Tally every line of the material that includes "with", then give the tally and nothing else.

━━ EXERCISE MATERIALS ━━

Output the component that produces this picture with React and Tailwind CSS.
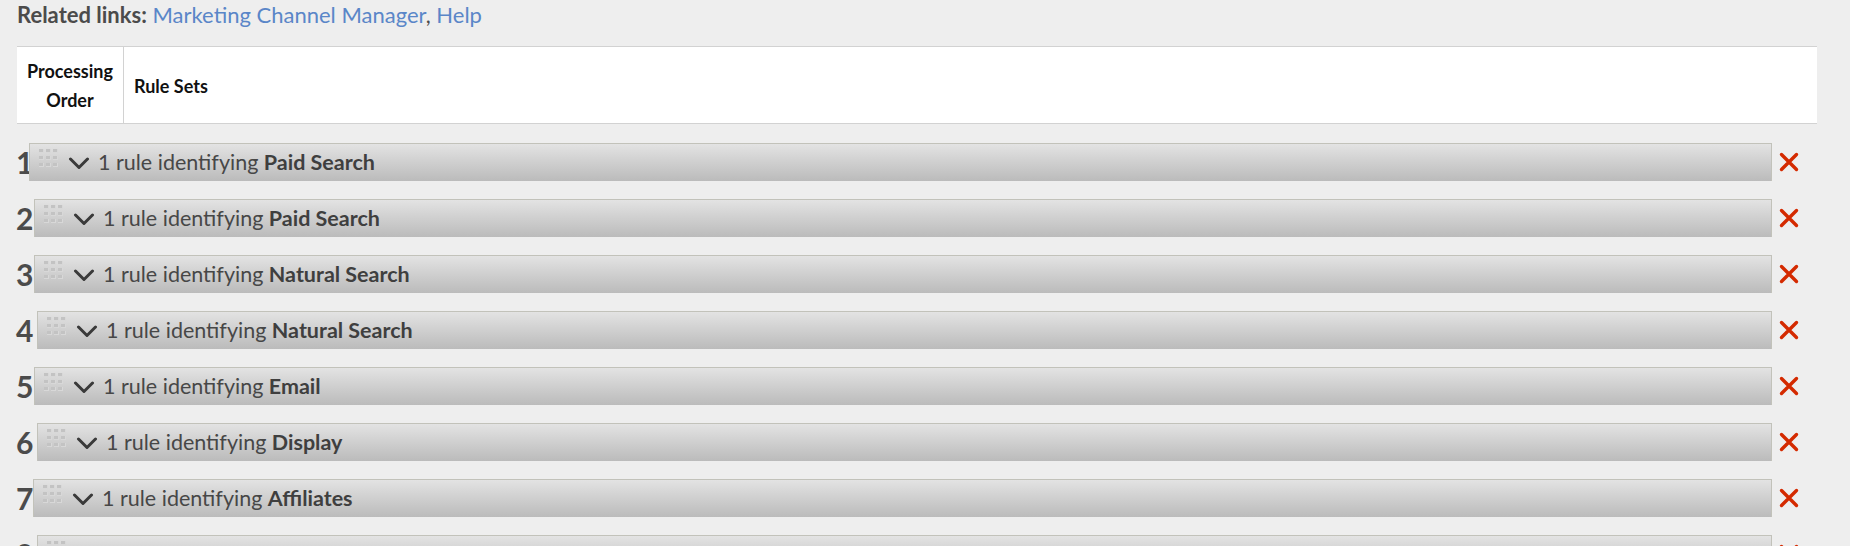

━━━
━━ EXERCISE MATERIALS ━━

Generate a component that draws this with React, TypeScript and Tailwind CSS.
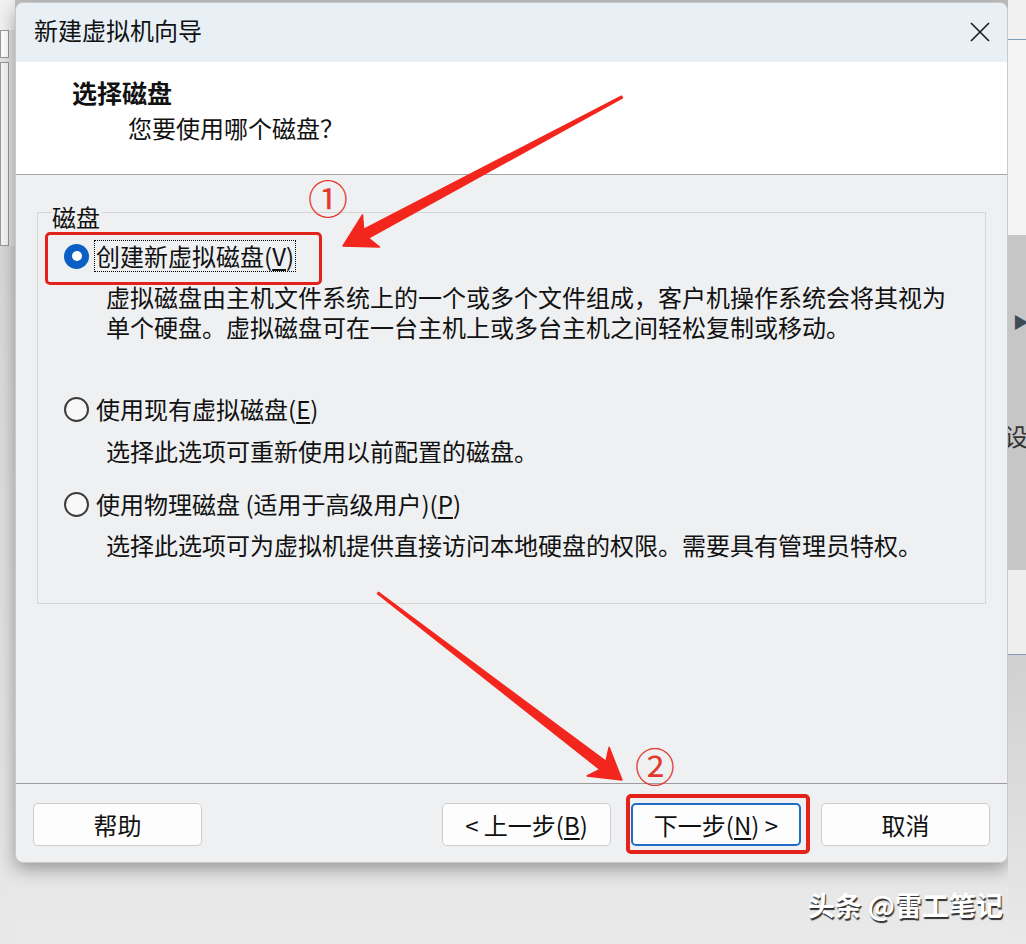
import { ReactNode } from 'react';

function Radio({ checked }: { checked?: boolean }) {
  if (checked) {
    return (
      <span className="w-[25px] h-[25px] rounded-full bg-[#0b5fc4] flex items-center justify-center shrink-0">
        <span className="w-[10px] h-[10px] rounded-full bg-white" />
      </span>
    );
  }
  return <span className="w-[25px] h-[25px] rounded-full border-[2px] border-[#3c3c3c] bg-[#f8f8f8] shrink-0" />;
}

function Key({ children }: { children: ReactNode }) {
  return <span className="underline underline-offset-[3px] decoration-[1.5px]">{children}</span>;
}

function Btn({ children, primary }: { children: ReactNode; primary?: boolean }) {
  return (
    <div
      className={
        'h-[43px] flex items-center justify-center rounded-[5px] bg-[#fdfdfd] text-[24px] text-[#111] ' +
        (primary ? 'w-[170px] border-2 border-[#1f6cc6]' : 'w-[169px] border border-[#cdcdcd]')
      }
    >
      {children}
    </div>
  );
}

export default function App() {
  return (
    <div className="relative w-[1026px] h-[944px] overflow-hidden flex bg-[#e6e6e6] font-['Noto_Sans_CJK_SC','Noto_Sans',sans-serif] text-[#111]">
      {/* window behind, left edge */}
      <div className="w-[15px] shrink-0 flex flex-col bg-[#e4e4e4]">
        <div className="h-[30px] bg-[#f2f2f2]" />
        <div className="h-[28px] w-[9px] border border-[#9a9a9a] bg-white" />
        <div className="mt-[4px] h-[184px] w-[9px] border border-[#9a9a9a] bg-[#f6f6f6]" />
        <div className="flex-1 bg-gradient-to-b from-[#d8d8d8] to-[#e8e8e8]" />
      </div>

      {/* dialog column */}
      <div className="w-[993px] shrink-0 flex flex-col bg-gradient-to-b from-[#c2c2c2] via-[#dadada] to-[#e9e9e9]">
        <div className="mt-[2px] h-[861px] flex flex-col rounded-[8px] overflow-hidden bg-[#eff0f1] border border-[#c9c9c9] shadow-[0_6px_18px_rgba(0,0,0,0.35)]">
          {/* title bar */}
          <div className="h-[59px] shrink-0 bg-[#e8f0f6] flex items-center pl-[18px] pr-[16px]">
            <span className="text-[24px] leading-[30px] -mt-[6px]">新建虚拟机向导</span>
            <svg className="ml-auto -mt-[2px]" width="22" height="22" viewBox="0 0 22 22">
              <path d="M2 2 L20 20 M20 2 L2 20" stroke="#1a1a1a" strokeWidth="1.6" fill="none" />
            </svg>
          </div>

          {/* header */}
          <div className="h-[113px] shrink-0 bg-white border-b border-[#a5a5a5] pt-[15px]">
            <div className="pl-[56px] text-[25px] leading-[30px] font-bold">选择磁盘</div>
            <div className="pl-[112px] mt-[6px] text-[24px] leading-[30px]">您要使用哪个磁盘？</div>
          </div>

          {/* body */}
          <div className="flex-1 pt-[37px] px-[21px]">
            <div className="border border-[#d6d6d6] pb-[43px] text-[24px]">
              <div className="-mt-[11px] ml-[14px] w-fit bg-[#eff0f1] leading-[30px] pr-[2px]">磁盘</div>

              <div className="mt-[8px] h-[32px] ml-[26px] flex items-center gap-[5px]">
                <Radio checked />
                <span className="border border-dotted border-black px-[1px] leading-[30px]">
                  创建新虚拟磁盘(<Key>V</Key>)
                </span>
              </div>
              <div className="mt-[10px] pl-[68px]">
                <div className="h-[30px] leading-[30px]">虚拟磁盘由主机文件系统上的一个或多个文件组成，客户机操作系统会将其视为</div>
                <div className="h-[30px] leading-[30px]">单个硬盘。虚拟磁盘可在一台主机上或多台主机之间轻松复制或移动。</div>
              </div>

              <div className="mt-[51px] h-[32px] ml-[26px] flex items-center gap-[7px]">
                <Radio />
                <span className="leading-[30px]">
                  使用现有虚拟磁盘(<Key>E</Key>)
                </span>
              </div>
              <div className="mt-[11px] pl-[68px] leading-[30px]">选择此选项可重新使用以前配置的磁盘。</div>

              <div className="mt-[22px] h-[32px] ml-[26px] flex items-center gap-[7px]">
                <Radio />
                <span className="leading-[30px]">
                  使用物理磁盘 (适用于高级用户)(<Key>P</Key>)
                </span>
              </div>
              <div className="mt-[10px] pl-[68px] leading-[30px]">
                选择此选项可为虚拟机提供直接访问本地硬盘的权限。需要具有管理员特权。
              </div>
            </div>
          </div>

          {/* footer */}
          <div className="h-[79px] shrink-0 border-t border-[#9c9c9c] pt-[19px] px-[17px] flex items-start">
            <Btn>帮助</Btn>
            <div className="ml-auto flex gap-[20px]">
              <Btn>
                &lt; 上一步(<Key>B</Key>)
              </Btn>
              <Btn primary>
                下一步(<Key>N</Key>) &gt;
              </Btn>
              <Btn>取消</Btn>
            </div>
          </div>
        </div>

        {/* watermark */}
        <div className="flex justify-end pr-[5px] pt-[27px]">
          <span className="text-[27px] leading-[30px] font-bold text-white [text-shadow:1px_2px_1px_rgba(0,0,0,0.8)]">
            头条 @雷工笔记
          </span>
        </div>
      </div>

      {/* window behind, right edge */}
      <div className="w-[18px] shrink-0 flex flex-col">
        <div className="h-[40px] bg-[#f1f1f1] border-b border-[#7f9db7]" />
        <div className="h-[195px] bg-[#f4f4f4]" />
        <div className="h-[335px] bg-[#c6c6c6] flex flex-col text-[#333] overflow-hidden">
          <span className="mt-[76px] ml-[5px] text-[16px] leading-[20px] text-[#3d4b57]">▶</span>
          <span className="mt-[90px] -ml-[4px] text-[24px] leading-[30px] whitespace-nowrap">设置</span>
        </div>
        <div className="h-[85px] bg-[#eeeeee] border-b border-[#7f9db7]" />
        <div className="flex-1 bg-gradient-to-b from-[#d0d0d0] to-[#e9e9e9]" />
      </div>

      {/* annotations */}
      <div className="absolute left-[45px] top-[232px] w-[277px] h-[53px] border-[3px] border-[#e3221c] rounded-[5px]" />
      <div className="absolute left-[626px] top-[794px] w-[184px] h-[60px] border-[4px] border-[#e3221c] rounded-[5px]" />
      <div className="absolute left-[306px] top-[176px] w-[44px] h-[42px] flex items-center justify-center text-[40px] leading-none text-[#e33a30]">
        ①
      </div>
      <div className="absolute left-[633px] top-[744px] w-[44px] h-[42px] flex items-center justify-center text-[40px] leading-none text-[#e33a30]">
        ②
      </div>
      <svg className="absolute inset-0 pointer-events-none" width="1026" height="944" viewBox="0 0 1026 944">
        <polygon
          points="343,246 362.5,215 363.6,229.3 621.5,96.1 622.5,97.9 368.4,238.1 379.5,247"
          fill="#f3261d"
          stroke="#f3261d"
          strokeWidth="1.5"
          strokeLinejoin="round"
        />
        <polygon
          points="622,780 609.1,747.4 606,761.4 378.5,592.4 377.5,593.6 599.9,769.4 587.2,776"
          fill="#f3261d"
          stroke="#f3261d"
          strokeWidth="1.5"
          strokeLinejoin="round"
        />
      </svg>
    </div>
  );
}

━━━

* _RESULT OF THE EXERCISE_
2